There has been an alarming increase in the number of vans on Britain’s roads being driven with low tread depths and other defects.
i247 Group, an outsourced driver support and asset management provider, says its figures suggest there has been a 10% rise over the past few years, with the proportion of LCVs having under two millimetres of tyre tread depth increasing from 30% in 2019 to 40% in 2023. There has also been a rising number of tyre defects leading to MOT failures on Class 5 vehicles such as minibuses with 13 or more seats as well as ambulances, it says.
David Legg, director of tyres at i247 Group, said:
We are really concerned about the rise we’re seeing in fleets operating with low levels of tyre tread with some at illegal levels.
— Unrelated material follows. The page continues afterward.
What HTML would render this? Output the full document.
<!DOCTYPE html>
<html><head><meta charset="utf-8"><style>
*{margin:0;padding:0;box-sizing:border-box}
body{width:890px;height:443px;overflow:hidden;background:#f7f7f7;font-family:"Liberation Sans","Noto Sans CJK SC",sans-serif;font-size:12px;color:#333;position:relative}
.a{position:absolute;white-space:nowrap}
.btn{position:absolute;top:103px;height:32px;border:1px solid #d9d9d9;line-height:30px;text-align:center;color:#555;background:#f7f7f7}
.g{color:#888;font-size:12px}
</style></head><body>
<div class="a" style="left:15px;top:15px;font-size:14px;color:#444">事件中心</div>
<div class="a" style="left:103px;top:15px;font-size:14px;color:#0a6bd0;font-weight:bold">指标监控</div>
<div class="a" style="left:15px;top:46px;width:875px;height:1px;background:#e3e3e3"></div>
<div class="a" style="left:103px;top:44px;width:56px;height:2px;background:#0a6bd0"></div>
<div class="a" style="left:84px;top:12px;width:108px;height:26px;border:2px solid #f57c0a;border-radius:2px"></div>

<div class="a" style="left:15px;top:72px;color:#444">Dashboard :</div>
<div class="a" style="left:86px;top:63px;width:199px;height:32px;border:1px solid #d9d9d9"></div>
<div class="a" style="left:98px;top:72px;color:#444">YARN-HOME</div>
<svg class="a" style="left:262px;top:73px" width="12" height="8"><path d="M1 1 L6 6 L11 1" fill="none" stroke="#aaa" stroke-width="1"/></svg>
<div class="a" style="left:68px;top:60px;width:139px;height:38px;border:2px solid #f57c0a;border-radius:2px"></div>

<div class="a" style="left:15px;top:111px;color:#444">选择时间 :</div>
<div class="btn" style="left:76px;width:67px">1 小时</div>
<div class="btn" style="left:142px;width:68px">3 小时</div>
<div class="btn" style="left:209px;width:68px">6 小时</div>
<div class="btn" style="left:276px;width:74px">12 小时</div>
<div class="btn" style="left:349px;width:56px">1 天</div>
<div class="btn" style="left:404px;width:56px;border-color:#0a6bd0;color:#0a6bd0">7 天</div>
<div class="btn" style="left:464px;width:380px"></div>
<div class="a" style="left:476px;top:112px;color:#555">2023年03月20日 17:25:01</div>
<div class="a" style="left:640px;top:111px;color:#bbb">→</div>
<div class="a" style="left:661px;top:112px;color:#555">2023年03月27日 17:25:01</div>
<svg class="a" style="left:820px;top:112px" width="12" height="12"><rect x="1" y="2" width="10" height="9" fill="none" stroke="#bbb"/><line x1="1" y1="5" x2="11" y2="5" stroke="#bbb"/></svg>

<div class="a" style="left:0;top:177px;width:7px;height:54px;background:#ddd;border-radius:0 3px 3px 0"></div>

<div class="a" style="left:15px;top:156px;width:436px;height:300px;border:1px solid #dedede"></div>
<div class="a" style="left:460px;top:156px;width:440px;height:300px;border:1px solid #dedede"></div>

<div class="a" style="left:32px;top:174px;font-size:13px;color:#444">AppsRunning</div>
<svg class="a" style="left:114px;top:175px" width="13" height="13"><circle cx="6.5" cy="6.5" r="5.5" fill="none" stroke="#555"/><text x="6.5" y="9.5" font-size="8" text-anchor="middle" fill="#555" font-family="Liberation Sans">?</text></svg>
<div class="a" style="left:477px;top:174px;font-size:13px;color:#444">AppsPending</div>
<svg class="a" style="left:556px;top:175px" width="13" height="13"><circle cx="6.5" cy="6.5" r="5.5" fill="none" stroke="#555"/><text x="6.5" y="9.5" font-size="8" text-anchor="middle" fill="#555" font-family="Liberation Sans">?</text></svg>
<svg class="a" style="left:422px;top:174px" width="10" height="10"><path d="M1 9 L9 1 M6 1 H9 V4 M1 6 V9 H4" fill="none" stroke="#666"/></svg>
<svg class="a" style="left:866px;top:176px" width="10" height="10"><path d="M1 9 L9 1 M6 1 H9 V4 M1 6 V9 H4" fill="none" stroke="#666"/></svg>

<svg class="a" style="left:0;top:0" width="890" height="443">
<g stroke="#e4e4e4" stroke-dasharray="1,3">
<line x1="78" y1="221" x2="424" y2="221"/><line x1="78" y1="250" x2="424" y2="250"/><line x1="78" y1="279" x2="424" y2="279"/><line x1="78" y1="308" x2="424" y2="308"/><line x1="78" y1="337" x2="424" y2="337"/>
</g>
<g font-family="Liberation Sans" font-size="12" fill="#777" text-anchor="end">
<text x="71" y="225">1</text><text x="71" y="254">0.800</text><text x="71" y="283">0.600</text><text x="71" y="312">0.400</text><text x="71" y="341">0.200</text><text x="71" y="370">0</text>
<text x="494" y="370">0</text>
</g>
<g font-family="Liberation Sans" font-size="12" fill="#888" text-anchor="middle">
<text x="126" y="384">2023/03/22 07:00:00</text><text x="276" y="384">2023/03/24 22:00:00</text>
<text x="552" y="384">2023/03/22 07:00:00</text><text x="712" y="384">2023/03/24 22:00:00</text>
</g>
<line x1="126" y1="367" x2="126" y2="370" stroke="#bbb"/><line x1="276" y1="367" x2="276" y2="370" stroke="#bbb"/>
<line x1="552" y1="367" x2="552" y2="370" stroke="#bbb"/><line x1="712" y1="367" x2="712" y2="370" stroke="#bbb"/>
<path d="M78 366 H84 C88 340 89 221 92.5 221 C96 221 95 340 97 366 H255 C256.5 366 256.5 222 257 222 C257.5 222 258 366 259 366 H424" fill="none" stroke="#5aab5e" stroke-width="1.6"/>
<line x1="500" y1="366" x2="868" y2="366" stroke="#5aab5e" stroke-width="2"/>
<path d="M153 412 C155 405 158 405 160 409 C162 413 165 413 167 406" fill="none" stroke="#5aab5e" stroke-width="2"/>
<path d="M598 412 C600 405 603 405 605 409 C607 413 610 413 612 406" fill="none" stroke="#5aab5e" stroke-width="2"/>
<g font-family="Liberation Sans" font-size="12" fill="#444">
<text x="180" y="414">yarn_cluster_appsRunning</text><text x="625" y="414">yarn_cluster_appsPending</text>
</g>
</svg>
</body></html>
We know van fleets are under pressure right now but we’re urging fleets to give their drivers time to carry out critical tyre checks regularly.
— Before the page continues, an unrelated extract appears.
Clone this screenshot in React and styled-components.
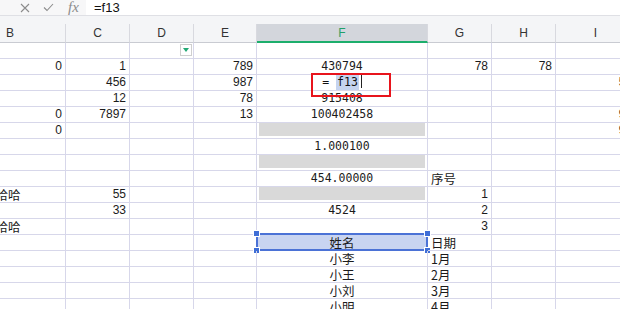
import React from 'react'
import styled, { createGlobalStyle, css } from 'styled-components'

const Global = createGlobalStyle`
  html, body {
    margin: 0;
    padding: 0;
    background: #ffffff;
    overflow: hidden;
  }
  body {
    font-family: 'Liberation Sans', Arial, sans-serif;
  }
`

const COLS = [111, 64, 64, 63, 171, 64, 64, 80]
const LETTERS = ['B', 'C', 'D', 'E', 'F', 'G', 'H', 'I']
const GRID = COLS.map((w) => `${w}px`).join(' ')

const Page = styled.div`
  width: 620px;
  height: 309px;
  overflow: hidden;
  position: relative;
`

const FormulaBar = styled.div`
  display: flex;
  height: 15px;
  border-bottom: 1px solid #dfe0e5;
  background: #f7f7f8;
`

const Tools = styled.div`
  display: flex;
  align-items: center;
  width: 86px;
  padding-left: 20px;
  gap: 13px;
  box-sizing: border-box;
`

const Fx = styled.span`
  font-family: 'Liberation Serif', serif;
  font-style: italic;
  font-size: 15px;
  line-height: 15px;
  color: #8c8c8c;
  margin-left: 1px;
`

const FormulaInput = styled.div`
  flex: 1;
  background: #ffffff;
  padding-left: 8px;
  font-size: 13px;
  line-height: 15px;
  color: #111;
`

const HeaderWrap = styled.div`
  padding-top: 8px;
  background: #f4f5f7;
`

const Sheet = styled.div`
  position: relative;
  margin-left: -45px;
  width: ${COLS.reduce((a, b) => a + b, 0)}px;
`

const Row = styled.div`
  display: grid;
  grid-template-columns: ${GRID};
`

const HeadCell = styled.div`
  height: 19px;
  box-sizing: border-box;
  border-right: 1px solid #d8d9df;
  border-bottom: 1px solid #c9cbd2;
  text-align: center;
  font-size: 12px;
  line-height: 18px;
  color: #333;
  ${({ $active }) =>
    $active &&
    css`
      background: #d3d6dc;
      color: #21a06a;
      border-bottom: 2px solid #1cae6c;
    `}
`

const Cell = styled.div`
  position: relative;
  height: 16px;
  box-sizing: border-box;
  border-right: 1px solid #d7d7ea;
  border-bottom: 1px solid #d7d7ea;
  padding: 0 3px;
  font-size: 12px;
  line-height: 15px;
  color: #1b1b1b;
  white-space: nowrap;
  text-align: ${({ $align }) => $align || 'right'};
  ${({ $mono }) =>
    $mono &&
    css`
      font-family: 'DejaVu Sans Mono', monospace;
      font-size: 11.5px;
    `}
  ${({ $cjk }) =>
    $cjk &&
    css`
      font-family: 'Noto Sans CJK SC', sans-serif;
      font-size: 12.5px;
      line-height: 15px;
    `}
`

const GrayFill = styled.div`
  height: 13px;
  margin: 0 -1px;
  background: #d9d9d9;
`

const FilterBox = styled.div`
  position: absolute;
  right: 1px;
  top: 1px;
  width: 12px;
  height: 12px;
  box-sizing: border-box;
  border: 1px solid #cfcfcf;
  background: #fff;
  display: flex;
  align-items: center;
  justify-content: center;
`

const EditText = styled.span`
  font-family: 'DejaVu Sans Mono', monospace;
  font-size: 11.5px;
  color: #111;
`

const Picked = styled.span`
  background: #c6d4ef;
  padding: 1px 1px;
`

const Caret = styled.span`
  display: inline-block;
  width: 1px;
  height: 13px;
  background: #222;
  margin-left: 2px;
  vertical-align: -2px;
`

const Selection = styled.div`
  position: absolute;
  left: -1px;
  right: -1px;
  top: -2px;
  bottom: -1px;
  border: 2px solid #4b72d6;
  background: #c8d4f1;
`

const Handle = styled.span`
  position: absolute;
  width: 5px;
  height: 5px;
  background: #3f6ed6;
  border: 1px solid #fff;
  ${({ $x }) => ($x === 'l' ? 'left: -5px;' : 'right: -5px;')}
  ${({ $y }) => ($y === 't' ? 'top: -5px;' : 'bottom: -5px;')}
`

const CellText = styled.span`
  position: relative;
`

// annotation drawn over the sheet, around the edited cell
const RedBox = styled.div`
  position: absolute;
  left: ${311 + 45}px;
  top: 30px;
  width: 80px;
  height: 24px;
  box-sizing: border-box;
  border: 2px solid #e8141c;
  pointer-events: none;
`

// column index: 0 B, 1 C, 2 D, 3 E, 4 F, 5 G, 6 H, 7 I
const ROWS = [
  { 2: { filter: true } },
  { 0: '0', 1: '1', 3: '789', 4: { v: '430794', f: true }, 5: '78', 6: '78' },
  { 1: '456', 3: '987', 4: { edit: true }, 7: '56' },
  { 1: '12', 3: '78', 4: { v: '915408', f: true } },
  { 0: '0', 1: '7897', 3: '13', 4: { v: '100402458', f: true }, 7: '98' },
  { 0: '0', 4: { gray: true }, 7: '99' },
  { 4: { v: '1.000100', f: true } },
  { 4: { gray: true } },
  { 4: { v: '454.00000', f: true }, 5: { v: '序号', cjk: true } },
  { 0: { v: '哈哈哈哈哈', cjk: true }, 1: '55', 4: { gray: true }, 5: '1' },
  { 1: '33', 4: { v: '4524', f: true }, 5: '2' },
  { 0: { v: '哈哈哈哈哈', cjk: true }, 5: '3' },
  { 4: { v: '姓名', f: true, cjk: true, sel: true }, 5: { v: '日期', cjk: true } },
  { 4: { v: '小李', f: true, cjk: true }, 5: { v: '1月', cjk: true } },
  { 4: { v: '小王', f: true, cjk: true }, 5: { v: '2月', cjk: true } },
  { 4: { v: '小刘', f: true, cjk: true }, 5: { v: '3月', cjk: true } },
  { 4: { v: '小明', f: true, cjk: true }, 5: { v: '4月', cjk: true } },
]

const renderCell = (data, i) => {
  if (data === undefined) return <Cell key={i} />
  if (typeof data === 'string') return <Cell key={i}>{data}</Cell>

  if (data.filter) {
    return (
      <Cell key={i}>
        <FilterBox>
          <svg width="6" height="4" viewBox="0 0 6 4">
            <path d="M0 0 L6 0 L3 4 Z" fill="#22a874" />
          </svg>
        </FilterBox>
      </Cell>
    )
  }
  if (data.gray) {
    return (
      <Cell key={i}>
        <GrayFill />
      </Cell>
    )
  }
  if (data.edit) {
    return (
      <Cell key={i} $align="center">
        <EditText>
          = <Picked>f13</Picked>
          <Caret />
        </EditText>
      </Cell>
    )
  }
  const align = data.f ? 'center' : data.cjk ? 'left' : 'right'
  return (
    <Cell key={i} $align={align} $mono={data.f && !data.cjk} $cjk={data.cjk}>
      {data.sel && (
        <Selection>
          <Handle $x="l" $y="t" />
          <Handle $x="r" $y="t" />
          <Handle $x="l" $y="b" />
          <Handle $x="r" $y="b" />
        </Selection>
      )}
      <CellText>{data.v}</CellText>
    </Cell>
  )
}

const App = () => {
  return (
    <Page>
      <Global />
      <FormulaBar>
        <Tools>
          <svg width="10" height="10" viewBox="0 0 10 10">
            <path d="M1 1 L9 9 M9 1 L1 9" stroke="#8c8c8c" strokeWidth="1.1" />
          </svg>
          <svg width="11" height="9" viewBox="0 0 11 9">
            <path d="M1 4.5 L4 7.5 L10 1" stroke="#8c8c8c" strokeWidth="1.1" fill="none" />
          </svg>
          <Fx>fx</Fx>
        </Tools>
        <FormulaInput>=f13</FormulaInput>
      </FormulaBar>

      <HeaderWrap>
        <Sheet>
          <Row>
            {LETTERS.map((l) => (
              <HeadCell key={l} $active={l === 'F'}>
                {l}
              </HeadCell>
            ))}
          </Row>
        </Sheet>
      </HeaderWrap>

      <Sheet>
        {ROWS.map((row, r) => (
          <Row key={r}>{COLS.map((_, c) => renderCell(row[c], c))}</Row>
        ))}
        <RedBox />
      </Sheet>
    </Page>
  )
}

export default App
Fleet operators have a duty to ensure vehicles are maintained in a roadworthy condition and drivers are also legally responsible for the condition of the vehicles they operate.
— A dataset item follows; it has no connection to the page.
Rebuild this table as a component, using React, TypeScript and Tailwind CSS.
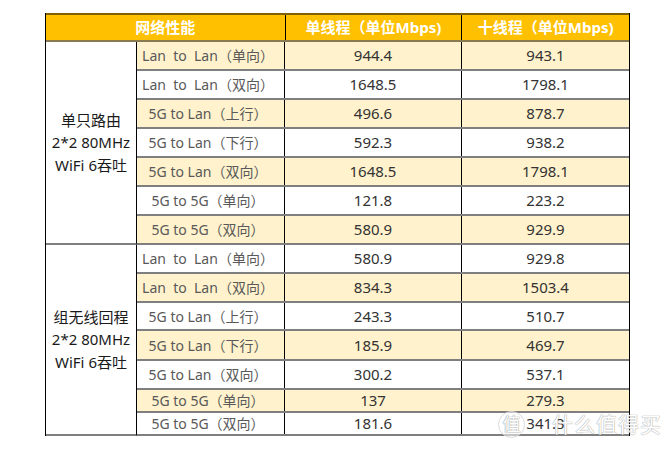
const FONT = { fontFamily: "'Noto Sans', 'Noto Sans CJK SC', sans-serif" };

type Row = { label: string; single: string; ten: string; hl: boolean; h: string };

const GROUP_A: Row[] = [
  { label: 'Lan\u00a0\u00a0to\u00a0\u00a0Lan（单向）', single: '944.4', ten: '943.1', hl: true, h: 'h-[29px]' },
  { label: 'Lan\u00a0\u00a0to\u00a0\u00a0Lan（双向）', single: '1648.5', ten: '1798.1', hl: false, h: 'h-[29px]' },
  { label: '5G to Lan（上行）', single: '496.6', ten: '878.7', hl: true, h: 'h-[29px]' },
  { label: '5G to Lan（下行）', single: '592.3', ten: '938.2', hl: false, h: 'h-[29px]' },
  { label: '5G to Lan（双向）', single: '1648.5', ten: '1798.1', hl: true, h: 'h-[29px]' },
  { label: '5G to 5G（单向）', single: '121.8', ten: '223.2', hl: false, h: 'h-[29px]' },
  { label: '5G to 5G（双向）', single: '580.9', ten: '929.9', hl: true, h: 'h-[29px]' },
];

const GROUP_B: Row[] = [
  { label: 'Lan\u00a0\u00a0to\u00a0\u00a0Lan（单向）', single: '580.9', ten: '929.8', hl: false, h: 'h-[29px]' },
  { label: 'Lan\u00a0\u00a0to\u00a0\u00a0Lan（双向）', single: '834.3', ten: '1503.4', hl: true, h: 'h-[29px]' },
  { label: '5G to Lan（上行）', single: '243.3', ten: '510.7', hl: false, h: 'h-[28px]' },
  { label: '5G to Lan（下行）', single: '185.9', ten: '469.7', hl: true, h: 'h-[30px]' },
  { label: '5G to Lan（双向）', single: '300.2', ten: '537.1', hl: false, h: 'h-[29px]' },
  { label: '5G to 5G（单向）', single: '137', ten: '279.3', hl: true, h: 'h-[23px]' },
  { label: '5G to 5G（双向）', single: '181.6', ten: '341.3', hl: false, h: 'h-[23px]' },
];

function DataRow({ row }: { row: Row }) {
  const bg = row.hl ? 'bg-[#fff2cc]' : 'bg-white';
  return (
    <div className={`flex ${row.h} border-b-2 border-[#7f7f7f] ${bg}`}>
      <div className="w-[148px] flex items-center justify-center pr-[5px] text-[14px] text-[#595959] border-r border-black whitespace-nowrap">
        {row.label}
      </div>
      <div className="w-[177px] flex items-center justify-center text-[15px] text-[#333333] border-r border-black">
        {row.single}
      </div>
      <div className="w-[167px] flex items-center justify-center text-[15px] text-[#333333]">
        {row.ten}
      </div>
    </div>
  );
}

function Group({ title, rows, h }: { title: string; rows: Row[]; h: string }) {
  return (
    <div className="flex">
      <div className={`w-[91px] ${h} flex flex-col items-center justify-center border-r border-b-2 border-r-black border-b-[#7f7f7f] bg-white text-[15px] leading-[22.5px] text-[#1a1a1a]`}>
        <span>{title}</span>
        <span className="whitespace-nowrap">2*2 80MHz</span>
        <span>WiFi 6吞吐</span>
      </div>
      <div className="flex flex-col">
        {rows.map((r, i) => (
          <DataRow key={i} row={r} />
        ))}
      </div>
    </div>
  );
}

export default function App() {
  return (
    <div className="relative w-[665px] h-[451px] bg-white overflow-hidden" style={FONT}>
      <div className="pt-[13px] pl-[45px]">
        <div className="w-[585px] border-l border-r border-black">
          <div className="flex h-[29px] bg-[#ffc000] border-t-2 border-b-2 border-t-[#7f6000] border-b-[#8a7a50] text-white font-bold text-[15px]">
            <div className="w-[240px] flex items-center justify-center border-r border-black">网络性能</div>
            <div className="w-[177px] flex items-center justify-center border-r border-black whitespace-nowrap">单线程（单位Mbps)</div>
            <div className="w-[167px] flex items-center justify-center whitespace-nowrap">十线程（单位Mbps)</div>
          </div>
          <Group title="单只路由" rows={GROUP_A} h="h-[203px]" />
          <Group title="组无线回程" rows={GROUP_B} h="h-[191px]" />
        </div>
      </div>

      {/* watermark */}
      <div className="absolute left-[498px] top-[409px] flex items-center gap-[27px] opacity-90">
        <div className="w-[27px] h-[27px] rounded-full bg-white/60 border border-[#d8d8d8] flex items-center justify-center text-[18px] text-white [text-shadow:0_0_1px_#888,0_0_1px_#888]">
          值
        </div>
        <div className="text-[21px] tracking-[1px] text-white [text-shadow:0_0_1px_#999,0_0_1px_#999]">什么值得买</div>
      </div>
    </div>
  );
}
Drivers can be fined up to £300 and receive three penalty points or be taken to court if the offence is more serious.
Driving with heavily worn tyres affects a vehicle’s ability to brake efficiently and maintain sufficient surface grip during wet or winter conditions.
Low tread tyres are also more likely to suffer punctures and lose air pressure, which affects fuel economy and steering.
Vehicle checks should take place in the same way as any other job-critical tool before use. Fleets must ensure maintenance checks are being carried out. There are a number of tools and apps on the market to facilitate this which will help to ensure compliance and driver safety.